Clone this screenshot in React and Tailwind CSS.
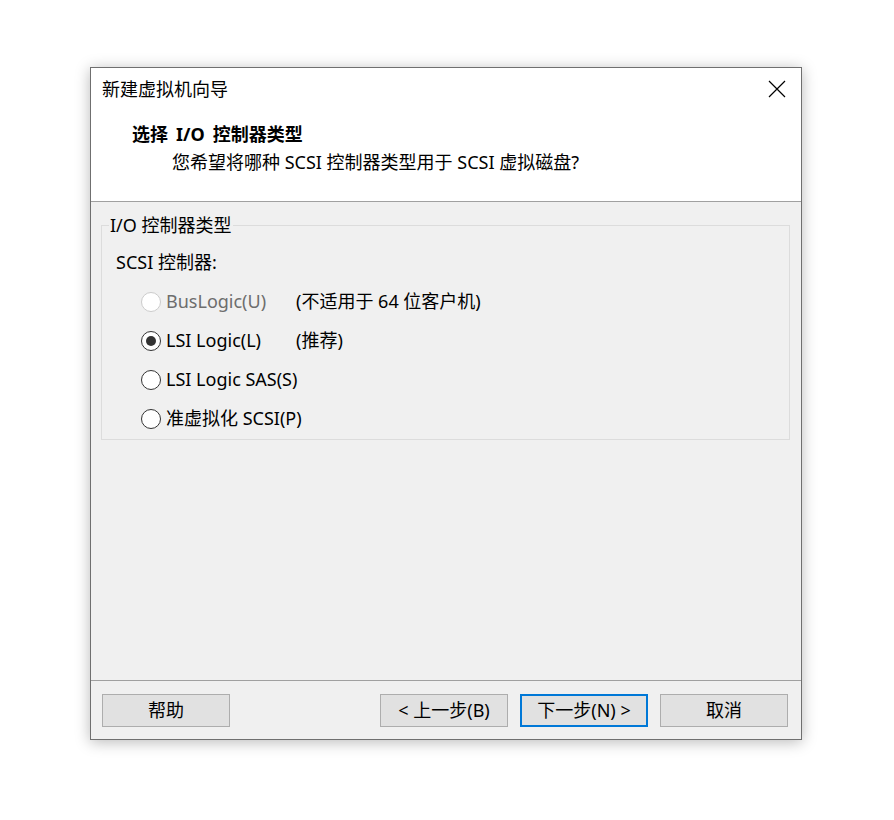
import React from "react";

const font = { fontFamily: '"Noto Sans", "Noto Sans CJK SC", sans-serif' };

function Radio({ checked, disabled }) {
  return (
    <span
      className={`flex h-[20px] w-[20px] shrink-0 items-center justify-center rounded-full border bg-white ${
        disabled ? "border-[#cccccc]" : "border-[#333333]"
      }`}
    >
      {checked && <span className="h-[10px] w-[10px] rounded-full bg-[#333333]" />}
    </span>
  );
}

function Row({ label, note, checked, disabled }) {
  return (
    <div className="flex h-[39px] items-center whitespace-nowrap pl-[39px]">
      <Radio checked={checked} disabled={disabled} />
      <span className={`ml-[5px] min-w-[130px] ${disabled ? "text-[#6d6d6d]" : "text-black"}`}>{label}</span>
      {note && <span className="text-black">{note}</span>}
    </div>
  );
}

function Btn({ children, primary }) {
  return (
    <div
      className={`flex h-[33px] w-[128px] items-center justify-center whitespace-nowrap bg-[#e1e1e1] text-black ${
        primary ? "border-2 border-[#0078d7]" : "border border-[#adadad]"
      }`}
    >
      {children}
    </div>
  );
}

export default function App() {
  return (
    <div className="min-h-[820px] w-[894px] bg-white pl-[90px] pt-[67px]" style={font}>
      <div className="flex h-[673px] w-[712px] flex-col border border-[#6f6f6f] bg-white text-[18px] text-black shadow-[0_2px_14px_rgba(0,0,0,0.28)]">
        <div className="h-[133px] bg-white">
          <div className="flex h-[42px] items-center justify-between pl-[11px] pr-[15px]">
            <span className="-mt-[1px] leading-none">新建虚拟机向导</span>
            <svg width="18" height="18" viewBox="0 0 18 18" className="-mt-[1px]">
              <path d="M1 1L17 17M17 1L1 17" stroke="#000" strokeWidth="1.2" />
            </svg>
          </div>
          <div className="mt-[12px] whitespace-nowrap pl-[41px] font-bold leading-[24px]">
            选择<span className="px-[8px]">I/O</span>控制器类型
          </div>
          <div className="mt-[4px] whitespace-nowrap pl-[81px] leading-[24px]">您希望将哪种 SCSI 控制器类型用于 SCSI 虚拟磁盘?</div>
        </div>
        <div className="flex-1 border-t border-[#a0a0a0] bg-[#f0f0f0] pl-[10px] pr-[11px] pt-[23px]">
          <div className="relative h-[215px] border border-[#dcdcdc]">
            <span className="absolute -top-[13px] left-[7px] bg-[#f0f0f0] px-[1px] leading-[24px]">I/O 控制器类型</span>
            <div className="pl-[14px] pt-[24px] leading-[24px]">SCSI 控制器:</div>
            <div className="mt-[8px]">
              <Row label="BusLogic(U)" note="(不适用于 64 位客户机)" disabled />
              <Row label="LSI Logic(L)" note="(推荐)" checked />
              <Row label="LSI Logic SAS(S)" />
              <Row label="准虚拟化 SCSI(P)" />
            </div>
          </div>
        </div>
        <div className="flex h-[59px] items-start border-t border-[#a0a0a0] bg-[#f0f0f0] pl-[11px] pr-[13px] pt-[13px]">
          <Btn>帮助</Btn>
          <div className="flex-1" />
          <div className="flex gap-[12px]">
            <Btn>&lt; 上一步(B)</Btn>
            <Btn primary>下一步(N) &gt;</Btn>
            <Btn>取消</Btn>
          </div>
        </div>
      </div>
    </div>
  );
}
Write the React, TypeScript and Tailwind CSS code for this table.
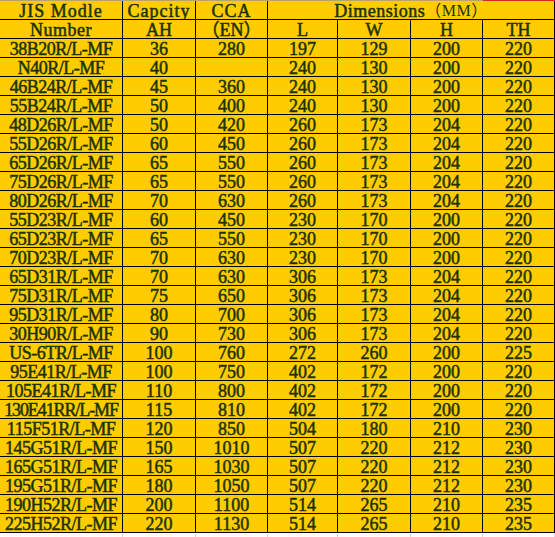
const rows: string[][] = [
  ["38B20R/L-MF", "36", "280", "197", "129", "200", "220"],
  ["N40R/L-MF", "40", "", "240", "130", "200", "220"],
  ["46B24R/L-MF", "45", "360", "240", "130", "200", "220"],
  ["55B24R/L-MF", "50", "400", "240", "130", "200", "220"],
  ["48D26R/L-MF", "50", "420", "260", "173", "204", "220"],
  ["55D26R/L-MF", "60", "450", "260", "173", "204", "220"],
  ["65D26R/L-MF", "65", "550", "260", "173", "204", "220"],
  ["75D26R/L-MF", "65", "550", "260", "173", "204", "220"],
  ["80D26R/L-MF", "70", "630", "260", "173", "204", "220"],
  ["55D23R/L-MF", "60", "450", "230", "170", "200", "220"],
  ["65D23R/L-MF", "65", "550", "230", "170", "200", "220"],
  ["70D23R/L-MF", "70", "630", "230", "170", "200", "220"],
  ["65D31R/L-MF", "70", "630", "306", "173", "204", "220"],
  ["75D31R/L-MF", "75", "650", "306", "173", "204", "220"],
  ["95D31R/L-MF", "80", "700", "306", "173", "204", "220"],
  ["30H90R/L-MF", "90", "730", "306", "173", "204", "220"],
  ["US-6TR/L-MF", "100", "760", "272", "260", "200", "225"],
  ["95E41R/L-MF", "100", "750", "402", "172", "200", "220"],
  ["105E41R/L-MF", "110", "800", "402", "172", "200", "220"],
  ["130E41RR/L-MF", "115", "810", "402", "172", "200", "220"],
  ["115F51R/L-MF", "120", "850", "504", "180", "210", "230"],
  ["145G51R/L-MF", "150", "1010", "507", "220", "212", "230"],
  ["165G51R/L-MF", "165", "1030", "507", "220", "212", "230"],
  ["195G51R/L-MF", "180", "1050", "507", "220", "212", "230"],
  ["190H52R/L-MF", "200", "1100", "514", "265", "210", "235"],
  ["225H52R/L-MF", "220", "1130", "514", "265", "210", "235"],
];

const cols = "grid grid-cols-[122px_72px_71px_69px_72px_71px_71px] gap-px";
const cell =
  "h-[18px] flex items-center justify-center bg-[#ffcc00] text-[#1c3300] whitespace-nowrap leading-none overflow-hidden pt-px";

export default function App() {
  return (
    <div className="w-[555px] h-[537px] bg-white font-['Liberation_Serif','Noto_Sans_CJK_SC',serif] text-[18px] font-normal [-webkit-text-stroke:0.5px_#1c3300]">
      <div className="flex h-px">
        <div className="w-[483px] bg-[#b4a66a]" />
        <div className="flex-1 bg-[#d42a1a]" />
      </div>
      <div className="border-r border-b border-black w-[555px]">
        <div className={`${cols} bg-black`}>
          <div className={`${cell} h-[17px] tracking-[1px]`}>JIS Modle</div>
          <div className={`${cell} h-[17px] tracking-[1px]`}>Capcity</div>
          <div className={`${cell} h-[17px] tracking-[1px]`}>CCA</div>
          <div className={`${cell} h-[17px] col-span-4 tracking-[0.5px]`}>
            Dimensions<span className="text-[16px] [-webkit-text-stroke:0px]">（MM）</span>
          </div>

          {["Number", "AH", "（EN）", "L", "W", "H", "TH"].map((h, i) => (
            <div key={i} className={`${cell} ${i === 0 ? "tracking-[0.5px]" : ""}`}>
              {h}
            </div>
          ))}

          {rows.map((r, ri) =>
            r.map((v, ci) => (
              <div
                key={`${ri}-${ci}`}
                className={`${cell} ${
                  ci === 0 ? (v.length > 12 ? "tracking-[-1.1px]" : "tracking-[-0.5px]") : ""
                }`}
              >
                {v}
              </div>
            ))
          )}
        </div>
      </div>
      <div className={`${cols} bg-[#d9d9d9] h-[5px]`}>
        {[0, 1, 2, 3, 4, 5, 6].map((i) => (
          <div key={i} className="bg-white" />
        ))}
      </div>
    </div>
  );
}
__________________________________________________
__WHAT IS EXPECTED__: Identify and copy all lines with the word "Tailwind".

__SOLUTION FOR THIS PROBLEM__:
Clone this screenshot in React and Tailwind CSS.
Write the React, TypeScript and Tailwind CSS code for this table.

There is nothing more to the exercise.